According to a joint statement by four international groups, 23 people – who had little to no food and water with them – were rescued by the Shimanami Queen merchant vessel on September 26.

The Malta Rescue Coordination Centre (RCC), which is legally responsible for rescue missions in case of emergency, instructed the merchant vessel to take the rescued people to Egypt, according to Alarm Phone, Mediterranea Saving Humans, Médecins Sans Frontières (MSF) and Sea-Watch.

The NGOs say Malta’s decision to direct the refugees to Egypt breached the 1951 Geneva Convention, which states that countries should not expel or return a person “to the frontiers of territories where his life of freedom would be threatened”.

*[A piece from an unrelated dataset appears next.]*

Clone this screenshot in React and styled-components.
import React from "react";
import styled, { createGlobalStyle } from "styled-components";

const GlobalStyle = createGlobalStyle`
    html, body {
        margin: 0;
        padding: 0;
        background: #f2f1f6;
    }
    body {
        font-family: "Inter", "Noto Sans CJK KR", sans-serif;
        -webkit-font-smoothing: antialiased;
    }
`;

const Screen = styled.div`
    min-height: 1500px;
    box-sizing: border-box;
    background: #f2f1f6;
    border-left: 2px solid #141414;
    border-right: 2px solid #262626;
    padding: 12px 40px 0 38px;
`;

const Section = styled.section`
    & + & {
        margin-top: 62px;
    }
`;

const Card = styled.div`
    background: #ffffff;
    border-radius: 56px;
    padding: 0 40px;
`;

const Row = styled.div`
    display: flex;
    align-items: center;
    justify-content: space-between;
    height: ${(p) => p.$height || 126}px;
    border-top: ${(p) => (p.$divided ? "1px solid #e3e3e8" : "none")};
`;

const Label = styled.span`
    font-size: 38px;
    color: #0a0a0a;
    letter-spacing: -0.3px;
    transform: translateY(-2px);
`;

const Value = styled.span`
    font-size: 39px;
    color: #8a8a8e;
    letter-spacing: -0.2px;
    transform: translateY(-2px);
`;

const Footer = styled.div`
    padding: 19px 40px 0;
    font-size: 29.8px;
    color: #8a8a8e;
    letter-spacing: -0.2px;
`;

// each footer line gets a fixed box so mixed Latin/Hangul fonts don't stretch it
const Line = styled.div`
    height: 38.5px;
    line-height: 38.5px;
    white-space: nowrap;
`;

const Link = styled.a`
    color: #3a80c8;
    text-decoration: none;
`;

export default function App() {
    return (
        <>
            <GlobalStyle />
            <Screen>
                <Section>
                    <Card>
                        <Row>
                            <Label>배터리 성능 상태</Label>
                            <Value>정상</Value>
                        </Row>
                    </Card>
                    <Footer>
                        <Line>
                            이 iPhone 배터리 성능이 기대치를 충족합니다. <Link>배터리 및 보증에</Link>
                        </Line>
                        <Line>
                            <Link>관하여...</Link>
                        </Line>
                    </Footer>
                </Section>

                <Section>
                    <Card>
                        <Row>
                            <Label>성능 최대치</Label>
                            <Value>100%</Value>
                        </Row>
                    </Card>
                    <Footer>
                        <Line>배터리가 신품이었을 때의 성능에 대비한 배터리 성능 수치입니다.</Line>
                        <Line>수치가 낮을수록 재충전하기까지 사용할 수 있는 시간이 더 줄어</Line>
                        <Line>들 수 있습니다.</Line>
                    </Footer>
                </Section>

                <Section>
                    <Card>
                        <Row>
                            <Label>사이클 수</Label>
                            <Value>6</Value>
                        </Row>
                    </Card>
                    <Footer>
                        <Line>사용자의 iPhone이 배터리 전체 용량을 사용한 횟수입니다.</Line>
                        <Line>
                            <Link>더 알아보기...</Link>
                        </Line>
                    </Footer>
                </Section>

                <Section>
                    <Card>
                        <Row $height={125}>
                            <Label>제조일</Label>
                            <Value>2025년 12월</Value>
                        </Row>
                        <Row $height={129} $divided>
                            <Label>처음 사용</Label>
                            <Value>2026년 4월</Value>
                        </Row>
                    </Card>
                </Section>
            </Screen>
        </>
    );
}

After they were finally rescued, Malta had taken 23 people to Egypt by a merchant ship. On September 26, Malta ordered the rescued to be taken 760 nautical miles away, even though European ports were much closer. A shocking case of illegal refoulement in the Mediterranean:

— Sea-Watch International (@seawatch_intl) October 19, 2022

‘Forcibly taken’

The joint statement added that the 23 people were not taken to Malta or Italy, despite those countries being the closest, but were instead “forcibly taken 760 nautical miles [1,400km] to Egypt”.

“While Egypt is a signatory to the 1951 Geneva Convention, the country lacks an adequate national legal framework for the protection of refugees and asylum seekers,” it said.

The NGOs denounced the move by Malta to disallow the 23 asylum seekers to find safety in Malta, saying that they “demand an end to these serious human rights violations in the central Mediterranean and along the EU’s external borders, committed directly by European authorities through private companies.

“European rescue coordination centres must fulfil their legal responsibilities and ensure the immediate rescue of people in distress at sea, with subsequent disembarkation in a place of safety in Europe,” the rights groups said.

In the past, NGOs have accused Malta of organising the return of refugees to Libya.

Malta’s Prime Minister Robert Abela has said the island country respects its primary duty not to let anyone die at sea.

There was no immediate reaction from the Maltese government to the accusations of the NGOs.